## Information provided
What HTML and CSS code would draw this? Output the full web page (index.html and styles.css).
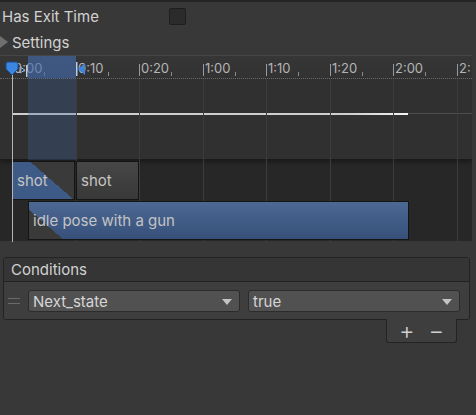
FILE: index.html
```html
<!DOCTYPE html>
<html lang="en">
<head>
<meta charset="UTF-8" />
<title>Transition Inspector</title>
<link rel="stylesheet" href="styles.css">
</head>
<body>
<div class="inspector">
  <div class="field">
    <span class="field-label">Has Exit Time</span>
    <span class="checkbox"></span>
  </div>
  <div class="foldout">
    <span class="fold-arrow"></span>
    <span>Settings</span>
  </div>

  <div class="timeline">
    <div class="ruler">
      <span class="tick" style="left:12px"></span><span class="label" style="left:14px">0:00</span><span class="minor" style="left:44px"></span>
      <span class="tick" style="left:76px"></span><span class="label" style="left:78px">0:10</span><span class="minor" style="left:108px"></span>
      <span class="tick" style="left:139px"></span><span class="label" style="left:141px">0:20</span><span class="minor" style="left:171px"></span>
      <span class="tick" style="left:203px"></span><span class="label" style="left:205px">1:00</span><span class="minor" style="left:235px"></span>
      <span class="tick" style="left:266px"></span><span class="label" style="left:268px">1:10</span><span class="minor" style="left:298px"></span>
      <span class="tick" style="left:330px"></span><span class="label" style="left:332px">1:20</span><span class="minor" style="left:362px"></span>
      <span class="tick" style="left:393px"></span><span class="label" style="left:395px">2:00</span><span class="minor" style="left:425px"></span>
      <span class="tick" style="left:457px"></span><span class="label" style="left:459px">2:</span>
    </div>
    <div class="curve">
      <div class="weight"></div>
      <div class="weight-rest"></div>
    </div>
    <div class="tracks">
      <div class="clip clip-from">shot</div>
      <div class="clip clip-next">shot</div>
      <div class="clip clip-to">idle pose with a gun</div>
    </div>

    <div class="grid" style="left:76px"></div>
    <div class="grid" style="left:139px"></div>
    <div class="grid" style="left:203px"></div>
    <div class="grid" style="left:266px"></div>
    <div class="grid" style="left:330px"></div>
    <div class="grid" style="left:393px"></div>
    <div class="grid" style="left:457px"></div>

    <div class="blend-region"></div>
    <div class="playhead"></div>
    <svg class="playhead-knob" width="28" height="20" viewBox="0 0 28 20">
      <path d="M1 3 Q1 1 3 1 H11 Q13 1 13 3 V8 L7 14 L1 8 Z" fill="#3b86e0" stroke="#1d4e90" stroke-width="1"/>
      <path d="M15 6 L20 9 L15 12 Z" fill="none" stroke="#8fb4e4" stroke-width="1"/>
      <rect x="21" y="4" width="1.5" height="12" fill="#b9cbe4"/>
    </svg>
    <svg class="end-knob" width="12" height="18" viewBox="0 0 12 18">
      <rect x="1" y="2" width="1.5" height="14" fill="#b9cbe4"/>
      <path d="M10 3 L3 9 L10 15 Z" fill="#3b86e0"/>
    </svg>
  </div>

  <div class="conditions">
    <div class="cond-header">Conditions</div>
    <div class="cond-body">
      <span class="handle"></span>
      <div class="dropdown">Next_state</div>
      <div class="dropdown">true</div>
    </div>
  </div>
  <div class="cond-footer">
    <span class="btn">+</span>
    <span class="btn">&minus;</span>
  </div>
</div>
</body>
</html>
```

FILE: styles.css
```css
body { margin:0; background:#383838; font-family:Inter, "Noto Sans", sans-serif; color:#d2d2d2; font-size:15px; }
.inspector { border-top:2px solid #242424; height:413px; overflow:hidden; }

.field { display:flex; align-items:center; height:28px; padding-left:2px; }
.field-label { width:167px; }
.checkbox { width:15px; height:15px; background:#2b2b2b; border:1px solid #1e1e1e; border-radius:2px; }

.foldout { display:flex; align-items:center; gap:4px; height:24px; }
.fold-arrow { width:0; height:0; border-left:8px solid #6f6f6f; border-top:6px solid transparent; border-bottom:6px solid transparent; }

.timeline { position:relative; width:472px; height:186px; margin-top:1px; overflow:hidden; border-top:1px solid #464646; }
.ruler { position:relative; height:22px; background:linear-gradient(#363636, #323232); border-bottom:1px dotted #6a6a6a; font-size:13px; color:#b4b4b4; }
.ruler .tick { position:absolute; bottom:2px; width:1px; height:12px; background:#9a9a9a; }
.ruler .minor { position:absolute; bottom:2px; width:1px; height:4px; background:#8a8a8a; }
.ruler .label { position:absolute; top:4px; }

.curve { position:relative; height:80px; background:#303030; box-shadow:0 3px 4px rgba(0,0,0,0.35); z-index:1; }
.weight { position:absolute; left:12px; top:34px; width:396px; height:2px; background:linear-gradient(90deg, #cfcfcf 85%, #f4f4f4); }
.weight-rest { position:absolute; left:408px; top:34px; width:64px; height:1px; background:#4e4e4e; }

.tracks { position:relative; height:82px; background:#272727; }
.clip { position:absolute; height:39px; box-sizing:border-box; border:1px solid #151515; display:flex; align-items:center; padding-left:4px; color:#c4c4c4; font-size:15px; }
.clip-from { left:12px; top:2px; width:63px; background:linear-gradient(41deg, #3e5a86 58%, #3a3a3a 58%); z-index:2; }
.clip-next { left:76px; top:2px; width:63px; background:linear-gradient(#474747, #383838); z-index:2; }
.clip-to { left:28px; top:42px; width:381px; background:linear-gradient(221deg, transparent 92%, #3a3a3a 92%), linear-gradient(#4c6993, #36507a); z-index:2; }

.grid { position:absolute; top:23px; bottom:0; width:1px; background:#3b3b3b; z-index:1; }

.blend-region { position:absolute; left:28px; top:0; width:48px; height:104px; background:linear-gradient(rgba(66,108,175,0.62) 22px, rgba(62,100,160,0.3) 22px); z-index:2; }
.playhead { position:absolute; left:12px; top:14px; width:1px; height:172px; background:#b5b5b5; z-index:3; }
.playhead-knob { position:absolute; left:5px; top:5px; z-index:4; }
.end-knob { position:absolute; left:75px; top:4px; z-index:4; }

.conditions { margin:15px 6px 0 3px; border:1px solid #232323; border-radius:3px; overflow:hidden; }
.cond-header { height:23px; line-height:24px; padding-left:7px; background:#353535; border-bottom:1px solid #232323; }
.cond-body { display:flex; align-items:center; gap:8px; height:37px; padding:0 9px 0 0; background:#3e3e3e; }
.handle { width:12px; height:4px; border-top:1px solid #6a6a6a; border-bottom:1px solid #6a6a6a; margin-left:4px; }
.dropdown { flex:1; height:22px; line-height:21px; box-sizing:border-box; padding-left:4px; background:#515151; border:1px solid #2c2c2c; border-radius:3px; position:relative; color:#d6d6d6; }
.dropdown::after { content:""; position:absolute; right:7px; top:8px; border-top:6px solid #c4c4c4; border-left:5px solid transparent; border-right:5px solid transparent; }

.cond-footer { display:flex; justify-content:space-around; align-items:center; width:71px; height:24px; margin-left:386px; margin-top:-1px; background:#3e3e3e; border:1px solid #232323; border-top:none; border-radius:0 0 3px 3px; font-size:24px; font-weight:300; color:#d0d0d0; padding:0 5px; box-sizing:border-box; }
.btn { width:24px; text-align:center; line-height:22px; }
```
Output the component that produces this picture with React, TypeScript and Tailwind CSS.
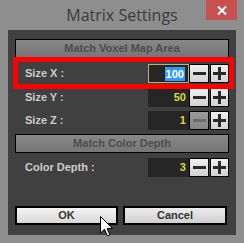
import React from "react";

interface RowProps {
  label: string;
  value: string;
  selected?: boolean;
  minusDisabled?: boolean;
  className?: string;
}

const HeaderBar: React.FC<{ title: string; className?: string }> = ({ title, className }) => {
  return (
    <div
      className={`flex h-[19px] w-[214px] items-center justify-center border border-black bg-gradient-to-b from-[#888888] to-[#767676] text-[11px] font-bold text-[#4d4d4d] ${className ?? ""}`}
    >
      {title}
    </div>
  );
};

const StepButton: React.FC<{ sign: "-" | "+"; disabled?: boolean; className?: string }> = ({
  sign,
  disabled,
  className,
}) => {
  const color = disabled ? "#6a6a6a" : "#2a2a2a";
  return (
    <div
      className={`flex h-[19px] items-center justify-center border border-black ${
        disabled ? "bg-gradient-to-b from-[#9a9a9a] to-[#858585]" : "bg-gradient-to-b from-[#f0f0f0] to-[#d2d2d2]"
      } ${className ?? ""}`}
    >
      <svg width="13" height="13" viewBox="0 0 13 13">
        <rect x="0" y="5" width="13" height="3" fill={color} />
        {sign === "+" && <rect x="5" y="0" width="3" height="13" fill={color} />}
      </svg>
    </div>
  );
};

const Row: React.FC<RowProps> = ({ label, value, selected, minusDisabled, className }) => {
  return (
    <div className={`flex h-[19px] items-center ${className ?? ""}`}>
      <div className="w-[136px] pl-[10px] text-[11px] font-bold text-[#cdcdcd]">{label}</div>
      <div
        className={`flex h-[19px] w-[42px] items-center justify-end pr-[3px] text-[11px] font-bold ${
          selected ? "border border-[#b9b46a] bg-[#262626]" : "bg-[#262626]"
        }`}
      >
        {selected ? (
          <span className="bg-[#3399ff] px-px leading-[14px] text-white">{value}</span>
        ) : (
          <span className="text-[#d2dc3c]">{value}</span>
        )}
      </div>
      <StepButton sign="-" disabled={minusDisabled} className="w-[21px]" />
      <StepButton sign="+" className="ml-[1px] w-[19px]" />
    </div>
  );
};

const App: React.FC = () => {
  return (
    <div
      className="relative h-[243px] w-[244px] overflow-hidden bg-[#8e8e8e]"
      style={{ fontFamily: '"Liberation Sans", Arial, sans-serif' }}
    >
      <div className="flex h-[30px] items-center justify-center">
        <span
          className="text-[16px] text-[#3b3b3b]"
          style={{ fontFamily: '"Open Sans", "Noto Sans", sans-serif' }}
        >
          Matrix Settings
        </span>
      </div>
      <div className="absolute right-[7px] top-0 flex h-[20px] w-[31px] items-center justify-center bg-[#c75050]">
        <svg width="10" height="9" viewBox="0 0 10 9">
          <path d="M1 0.5 L9 8.5 M9 0.5 L1 8.5" stroke="#ffffff" strokeWidth="2" />
        </svg>
      </div>

      <div className="relative ml-[8px] flex h-[205px] w-[228px] flex-col bg-[#404040] px-[7px] pt-[9px]">
        <HeaderBar title="Match Voxel Map Area" />
        <Row label="Size X :" value="100" selected className="mt-[6px]" />
        <Row label="Size Y :" value="50" className="mt-[5px]" />
        <Row label="Size Z :" value="1" minusDisabled className="mt-[4px]" />
        <HeaderBar title="Match Color Depth" className="mt-[4px]" />
        <Row label="Color Depth :" value="3" className="mt-[5px]" />

        <div className="mt-[29px] flex gap-[5px]">
          <div className="flex h-[19px] w-[103px] items-center justify-center border-2 border-black bg-gradient-to-b from-[#f4f4f4] to-[#d8d8d8] text-[11px] font-bold text-[#333333]">
            OK
          </div>
          <div className="flex h-[19px] w-[104px] items-center justify-center border-2 border-black bg-gradient-to-b from-[#ececec] to-[#cfcfcf] text-[11px] font-bold text-[#333333]">
            Cancel
          </div>
        </div>

        {/* red highlight annotation */}
        <div className="pointer-events-none absolute left-[5px] top-[27px] h-[32px] w-[221px] border-[5px] border-[#ff0000]" />
      </div>

      {/* mouse cursor */}
      <svg className="absolute left-[100px] top-[216px]" width="14" height="22" viewBox="0 0 14 22">
        <path
          d="M0.5 0.5 L0.5 17 L4.5 13.2 L7.3 19.8 L9.8 18.8 L7.1 12.4 L12.5 12.4 Z"
          fill="#ffffff"
          stroke="#000000"
          strokeWidth="1"
          strokeLinejoin="miter"
        />
      </svg>
    </div>
  );
};

export default App;
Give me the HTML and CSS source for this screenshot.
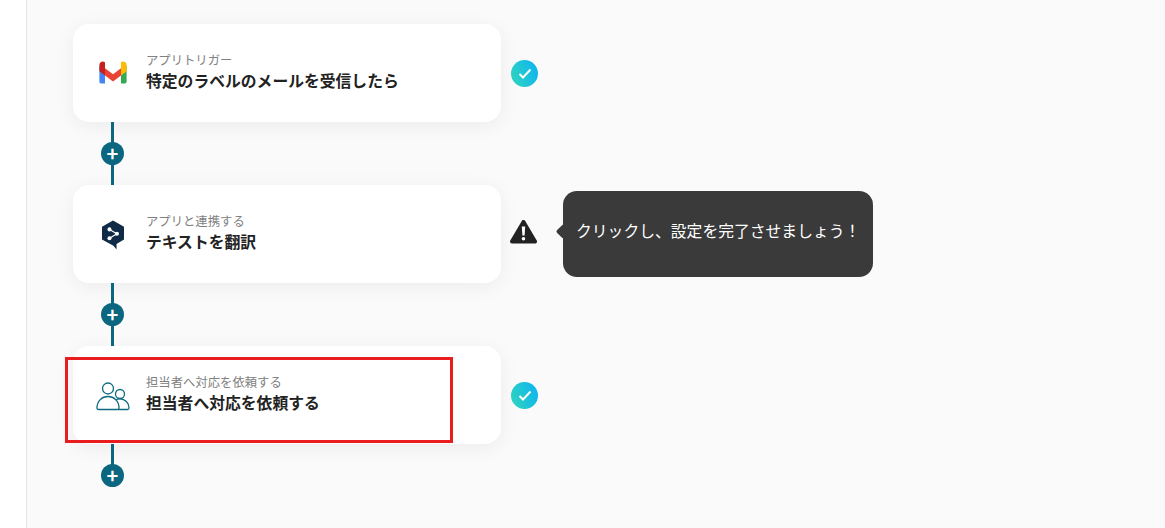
FILE: index.html
```html
<!DOCTYPE html>
<html lang="ja">
<head>
  <meta charset="UTF-8" />
  <meta name="viewport" content="width=device-width, initial-scale=1.0" />
  <title>フローボット</title>
  <link rel="stylesheet" href="styles.css">
</head>
<body>
  <aside class="side"></aside>

  <main class="canvas">
    <!-- step 1 -->
    <div class="step">
      <div class="card">
        <svg class="app-icon" viewBox="-5 -5 50 50">
          <path d="M3 31V11.500L8 9l2 5v19H5a2 2 0 0 1-2-2z" fill="#4285f4"/>
          <path d="M30 33V14l2-5 5 2.500V31a2 2 0 0 1-2 2z" fill="#34a853"/>
          <path d="M10 14v9l10 7.500L30 23v-9l-10 7.500z" fill="#ea4335"/>
          <path d="M3 11.500V10c0-3.500 4-5.500 6.800-3.400L10 6.800V23l-7-5.200z" fill="#c5221f"/>
          <path d="M30 6.800l.2-.2C33 4.500 37 6.500 37 10v8l-7 5z" fill="#fbbc04"/>
        </svg>
        <div class="card-text">
          <div class="card-label">アプリトリガー</div>
          <div class="card-title">特定のラベルのメールを受信したら</div>
        </div>
      </div>
      <svg class="status" viewBox="0 0 27 27">
        <use href="#check-badge"/>
      </svg>
    </div>

    <div class="link"><span class="add">+</span></div>

    <!-- step 2 -->
    <div class="step">
      <div class="card">
        <svg class="app-icon" viewBox="-2.750 -4 45.500 45.500">
          <path d="M20 3.500L32.500 10.500V25L24 30v6.500L20.500 32 7.500 25V10.500z" fill="#0f2b46"/>
          <circle cx="16" cy="13.500" r="2.300" fill="#fff"/>
          <circle cx="16" cy="23.500" r="2.300" fill="#fff"/>
          <circle cx="24.500" cy="18.500" r="2.300" fill="#fff"/>
          <path d="M16 13.500l8.500 5-8.500 5" fill="none" stroke="#fff" stroke-width="1.300"/>
        </svg>
        <div class="card-text">
          <div class="card-label">アプリと連携する</div>
          <div class="card-title">テキストを翻訳</div>
        </div>
      </div>
      <svg class="status status-warn" viewBox="0 0 27 24">
        <path d="M13.500 2L25 21.500H2z" fill="#222" stroke="#222" stroke-width="4" stroke-linejoin="round"/>
        <path d="M11.800 6.500h3.400l-.6 9h-2.200z" fill="#fff"/>
        <circle cx="13.500" cy="18.700" r="1.800" fill="#fff"/>
      </svg>
      <div class="tip">クリックし、設定を完了させましょう！</div>
    </div>

    <div class="link"><span class="add">+</span></div>

    <!-- step 3 -->
    <div class="step">
      <div class="card">
        <svg class="app-icon" viewBox="0 -2 40 40" fill="none" stroke="#0f6a80" stroke-width="1.300">
          <circle cx="15" cy="11.500" r="5.500"/>
          <circle cx="27" cy="17" r="4.500"/>
          <path d="M4 31c0-7 5-11.500 11-11.500S26 24 26 31c0 1-.5 1.500-1.500 1.500h-19C4.500 32.500 4 32 4 31z"/>
          <path d="M22.500 23c1.300-.8 2.900-1.200 4.500-1.200 5 0 9 4.200 9 9.200 0 1-.5 1.500-1.500 1.500H25"/>
        </svg>
        <div class="card-text">
          <div class="card-label">担当者へ対応を依頼する</div>
          <div class="card-title">担当者へ対応を依頼する</div>
        </div>
      </div>
      <svg class="status" viewBox="0 0 27 27">
        <use href="#check-badge"/>
      </svg>
    </div>

    <div class="link link-end"><span class="add">+</span></div>
  </main>

  <div class="highlight"></div>

  <svg class="defs" width="0" height="0">
    <defs>
      <linearGradient id="badge-fill" x1="0" y1="0.700" x2="1" y2="0.300">
        <stop offset="0" stop-color="#2dd4bf"/>
        <stop offset="1" stop-color="#0fb4f0"/>
      </linearGradient>
      <g id="check-badge">
        <circle cx="13.500" cy="13.500" r="13.500" fill="url(#badge-fill)"/>
        <path d="M8.500 14l3.500 3.500 7.500-8" fill="none" stroke="#fff" stroke-width="2"/>
      </g>
    </defs>
  </svg>
</body>
</html>
```

FILE: styles.css
```css
html, body {
  margin: 0;
  padding: 0;
  height: 100%;
}
body {
  display: flex;
  min-height: 528px;
  overflow: hidden;
  background: #fafafa;
  font-family: "Noto Sans CJK JP", "Noto Sans", sans-serif;
  color: #222;
}
.side {
  width: 26px;
  flex: none;
  background: #fff;
  border-right: 1px solid #e4e4e4;
}
.canvas {
  flex: 1;
  padding: 24px 0 0 46px;
}
.step {
  display: flex;
  align-items: center;
}
.card {
  width: 428px;
  height: 98px;
  flex: none;
  box-sizing: border-box;
  padding-left: 20px;
  display: flex;
  align-items: center;
  gap: 13px;
  background: #fff;
  border-radius: 16px;
  box-shadow: 0 4px 20px rgba(0, 0, 0, 0.06);
}
.app-icon {
  width: 40px;
  height: 40px;
  flex: none;
  margin-top: -1px;
}
.card-text {
  margin-top: -3px;
}
.card-label {
  font-size: 12.35px;
  line-height: 17px;
  color: #808080;
}
.card-title {
  font-size: 15.8px;
  line-height: 23px;
  font-weight: 700;
  color: #222;
}
.status {
  width: 27px;
  height: 27px;
  flex: none;
  margin-left: 10px;
}
.status-warn {
  height: 24px;
  margin: 0 1px 4px 9px;
}
.tip {
  position: relative;
  box-sizing: border-box;
  width: 310px;
  height: 86px;
  margin-left: 25px;
  padding: 0 0 8px 13px;
  display: flex;
  align-items: center;
  background: #3a3a3a;
  border-radius: 14px;
  color: #fff;
  font-size: 15.8px;
}
.tip::before {
  content: "";
  position: absolute;
  left: -5px;
  top: 35px;
  width: 11px;
  height: 11px;
  background: #3a3a3a;
  border-radius: 2px;
  transform: rotate(45deg);
}
.link {
  position: relative;
  width: 79px;
  height: 63px;
  display: flex;
  align-items: center;
  justify-content: center;
}
.link::before {
  content: "";
  position: absolute;
  left: 38px;
  top: 0;
  bottom: 0;
  width: 3px;
  background: #0b6680;
}
.link-end {
  height: 43px;
  align-items: flex-end;
}
.link-end::before {
  bottom: 10px;
}
.add {
  position: relative;
  width: 23px;
  height: 23px;
  border-radius: 50%;
  background: #0b6680;
  color: #fff;
  font-size: 20px;
  font-weight: 700;
  line-height: 22px;
  text-align: center;
}
.highlight {
  position: absolute;
  left: 65px;
  top: 357px;
  width: 382px;
  height: 80px;
  border: 3px solid #ea1c20;
}
.defs {
  position: absolute;
}
```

## Direction
Where a line of the data holds "with", show that line.

## Answer to the task
      <div class="clip clip-to">idle pose with a gun</div>
Output the component that produces this picture with React, TypeScript and Tailwind CSS.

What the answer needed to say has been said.